═════ Supplied information ═════

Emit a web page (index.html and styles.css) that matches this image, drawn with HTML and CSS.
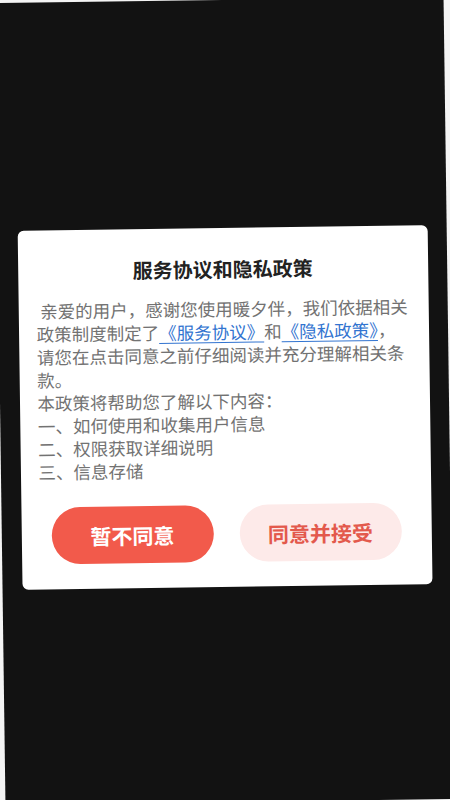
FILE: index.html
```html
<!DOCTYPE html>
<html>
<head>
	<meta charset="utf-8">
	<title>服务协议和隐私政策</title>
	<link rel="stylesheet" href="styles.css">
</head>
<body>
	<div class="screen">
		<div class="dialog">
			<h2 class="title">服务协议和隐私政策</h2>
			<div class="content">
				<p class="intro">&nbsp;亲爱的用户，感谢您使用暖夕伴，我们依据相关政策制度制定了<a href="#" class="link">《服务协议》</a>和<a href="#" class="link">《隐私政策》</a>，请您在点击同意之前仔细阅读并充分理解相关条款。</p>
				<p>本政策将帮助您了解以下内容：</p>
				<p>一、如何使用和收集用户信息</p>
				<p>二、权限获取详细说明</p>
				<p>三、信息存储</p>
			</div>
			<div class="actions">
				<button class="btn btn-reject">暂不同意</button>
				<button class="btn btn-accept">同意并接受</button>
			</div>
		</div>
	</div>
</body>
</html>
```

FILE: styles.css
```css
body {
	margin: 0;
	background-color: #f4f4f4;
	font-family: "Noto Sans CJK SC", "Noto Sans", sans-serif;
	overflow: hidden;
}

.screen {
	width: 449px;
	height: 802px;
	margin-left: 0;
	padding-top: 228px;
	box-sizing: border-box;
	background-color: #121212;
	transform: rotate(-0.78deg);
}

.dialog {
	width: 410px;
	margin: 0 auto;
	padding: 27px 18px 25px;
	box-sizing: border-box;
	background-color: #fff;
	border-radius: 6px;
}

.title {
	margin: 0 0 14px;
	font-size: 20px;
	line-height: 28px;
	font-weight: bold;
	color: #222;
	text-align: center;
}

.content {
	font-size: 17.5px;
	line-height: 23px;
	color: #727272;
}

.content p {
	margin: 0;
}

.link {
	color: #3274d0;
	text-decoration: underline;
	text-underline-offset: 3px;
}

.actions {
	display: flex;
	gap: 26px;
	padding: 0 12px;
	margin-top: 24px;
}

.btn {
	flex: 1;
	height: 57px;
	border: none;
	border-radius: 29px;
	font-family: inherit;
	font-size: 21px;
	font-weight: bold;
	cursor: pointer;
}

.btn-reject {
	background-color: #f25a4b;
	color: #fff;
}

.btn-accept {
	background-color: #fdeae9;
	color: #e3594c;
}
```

═════

- _The task_: Transcribe the material exactly, leaving every picture out.

- _Correct response_:
Emit a web page (index.html and styles.css) that matches this image, drawn with HTML and CSS.
FILE: index.html
```html
<!DOCTYPE html>
<html>
<head>
	<meta charset="utf-8">
	<title>服务协议和隐私政策</title>
	<link rel="stylesheet" href="styles.css">
</head>
<body>
	<div class="screen">
		<div class="dialog">
			<h2 class="title">服务协议和隐私政策</h2>
			<div class="content">
				<p class="intro">&nbsp;亲爱的用户，感谢您使用暖夕伴，我们依据相关政策制度制定了<a href="#" class="link">《服务协议》</a>和<a href="#" class="link">《隐私政策》</a>，请您在点击同意之前仔细阅读并充分理解相关条款。</p>
				<p>本政策将帮助您了解以下内容：</p>
				<p>一、如何使用和收集用户信息</p>
				<p>二、权限获取详细说明</p>
				<p>三、信息存储</p>
			</div>
			<div class="actions">
				<button class="btn btn-reject">暂不同意</button>
				<button class="btn btn-accept">同意并接受</button>
			</div>
		</div>
	</div>
</body>
</html>
```

FILE: styles.css
```css
body {
	margin: 0;
	background-color: #f4f4f4;
	font-family: "Noto Sans CJK SC", "Noto Sans", sans-serif;
	overflow: hidden;
}

.screen {
	width: 449px;
	height: 802px;
	margin-left: 0;
	padding-top: 228px;
	box-sizing: border-box;
	background-color: #121212;
	transform: rotate(-0.78deg);
}

.dialog {
	width: 410px;
	margin: 0 auto;
	padding: 27px 18px 25px;
	box-sizing: border-box;
	background-color: #fff;
	border-radius: 6px;
}

.title {
	margin: 0 0 14px;
	font-size: 20px;
	line-height: 28px;
	font-weight: bold;
	color: #222;
	text-align: center;
}

.content {
	font-size: 17.5px;
	line-height: 23px;
	color: #727272;
}

.content p {
	margin: 0;
}

.link {
	color: #3274d0;
	text-decoration: underline;
	text-underline-offset: 3px;
}

.actions {
	display: flex;
	gap: 26px;
	padding: 0 12px;
	margin-top: 24px;
}

.btn {
	flex: 1;
	height: 57px;
	border: none;
	border-radius: 29px;
	font-family: inherit;
	font-size: 21px;
	font-weight: bold;
	cursor: pointer;
}

.btn-reject {
	background-color: #f25a4b;
	color: #fff;
}

.btn-accept {
	background-color: #fdeae9;
	color: #e3594c;
}
```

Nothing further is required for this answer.